Ethereum reserves across centralized exchanges have dropped dramatically. Data indicates Binance lost approximately 700,000 ETH, while Coinbase recorded almost 900,000 ETH in just two weeks. The downtrend is in line with investor preference for self-custody and holding over short-term speculation.
At press time, ETH traded near $4,300. The decline in reserves has led to scarcity, meaning fewer tokens are available for trading. According to market principles, reducing supply while demand stays steady or increases often results in upward price pressure.

The pattern is consistent with accumulation trends, where holders remove tokens from exchanges into private wallets or staking contracts. Such behavior removes liquidity and strengthens support levels as fewer coins remain available for immediate selling.
Derivatives Data Confirms Bullish Bias
Market participants are also showing optimism through the derivatives positioning. Binance data showed 71.2% of traders in long positions and 28.8% in shorts. The long-to-short ratio was 2.47, indicating conviction in continuing upward movement.

While powerful bias reflects confidence, it comes with the danger of crowded trades. A sudden change in sentiment could result in liquidations if leveraged long positions are under pressure. However, funding rates at 0.0082% show that leverage is currently being controlled.
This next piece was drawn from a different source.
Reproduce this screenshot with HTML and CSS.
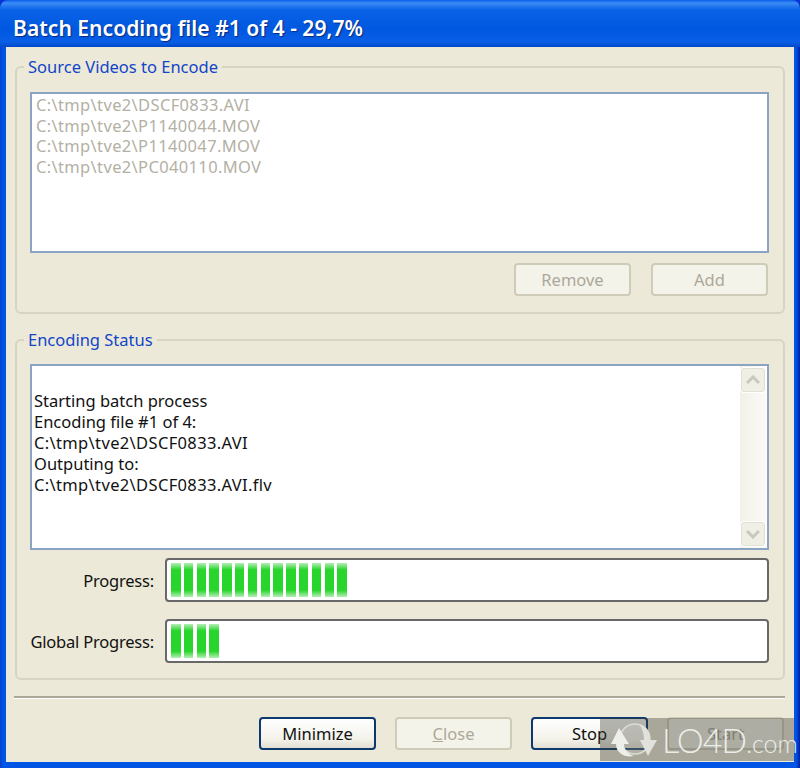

Moderate funding values indicate that traders are not overextending despite bullish sentiment. This balance helps maintain a healthy momentum while avoiding overheating, often preceding sharp corrections. Analysts say such moderation helps the case for a more durable rally.
Liquidation data also describes key battle zones. Dense clusters occur between $4,100 and $4,478, with concentration near $4,300. These levels will likely be points of focus for price volatility as leveraged traders are at risk of liquidation.
Revenue Declines Amid Record Prices
On-chain data shows Ethereum’s revenue fell despite the token hitting new highs. Token Terminal’s revenue dropped 44% month-over-month in August to $14.1 million, from $25.6 million in July.
Network fees followed suit, down 20% to $39.7 million. Much of the decline is due to Ethereum’s Dencun upgrade in March 2024, which lowered transaction costs for layer two rollups. While the upgrade increased scalability, it decreased fees for layer one transactions, decreasing one of the main sources of ETH value.
The development has sparked a renewed discussion on Ethereum’s economic model. Critics argue that lower fee income threatens long-term sustainability, while proponents believe the network’s role as global financial infrastructure outweighs short-term revenue shifts.
Despite revenue declines, Ethereum continues to attract institutional investment. As Crypto News Flash previously reported, Etherealize, a company focused on corporate Ethereum adoption, raised $40 million in September. Backed by the Ethereum Foundation and Vitalik Buterin, the initiative aims to provide regulation-ready tools for companies entering the ecosystem.
Funds will support platforms for private trading and settlement of tokenized assets, such as bonds and fixed income products. Co-founder Grant Hummer stressed that many institutions still lack the expertise to engage with Ethereum effectively.
Meanwhile, staking remains a popular venue for long-term holders. Institutions are not only looking at staking as an opportunity to earn yield, but also as a way to secure the network and solidify Ethereum’s role in decentralized finance.